Coming from Calgary, the park is about three to four more hours from Banff on the Icefields Parkway. Again, a fee is required to enter the park, but if you’ve already paid for the day at Banff, you’ll be all set.
- Athabasca Glacier
- Athabasca Falls
- Snow Dome
- Miette Hot Springs
- Pyramid Mountain
- Page on Jasper’s hiking trails
- Guide to wildlife viewing in Jasper
- Miette Hot Springs
- Take a glacier adventure
- Piece on Jasper as the world’s largest Dark Sky Preserve and a great place to stargaze
Where to stay: The Fairmont Jasper Park Lodge finds the perfect balance between rustic retreat and modern luxury. Warm, comfortable cabin-style rooms are spread across an incredible property that includes stunning Lake Beauvert, a boathouse, and a historic 18-hole Stanley Thompson golf course. The breakfast spread was also unusually impressive.

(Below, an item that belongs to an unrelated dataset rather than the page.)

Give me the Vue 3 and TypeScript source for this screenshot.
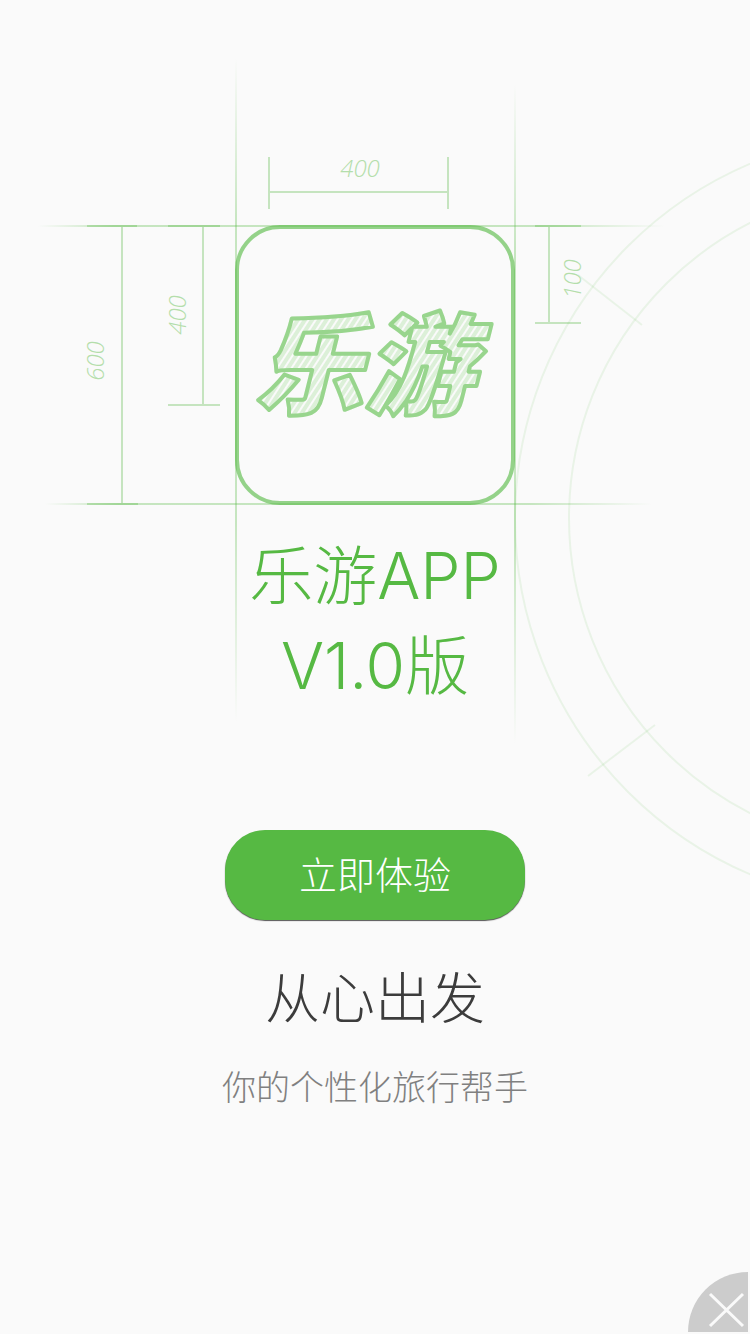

When to visit the Canadian Rockies
The best time to hit the road is between June and September. During these summer months, the Banff and Jasper landscapes are at their most brilliant, and the days are long and warm, with average temperatures hovering around the 70 degree mark. There are more tourists this time of year, but the tradeoff is you won’t have to deal with icy roads, chain/radial tire regulations and road closures, all issues in the winter. Plus, with 14-16 hours of daylight each day, you’ll have plenty of time to explore some of the area’s most spectacular spots—with time left over to try a true Alberta classic, the Bloody Caesar (much better than it sounds).
Helpful tip: Even in summer, the area’s microclimates—quick-changing, concentrated weather pockets brought on by elevation changes and mountain-hugging Chinook winds—allow for unexpected cold fronts. Pack some warmer gear just to be safe.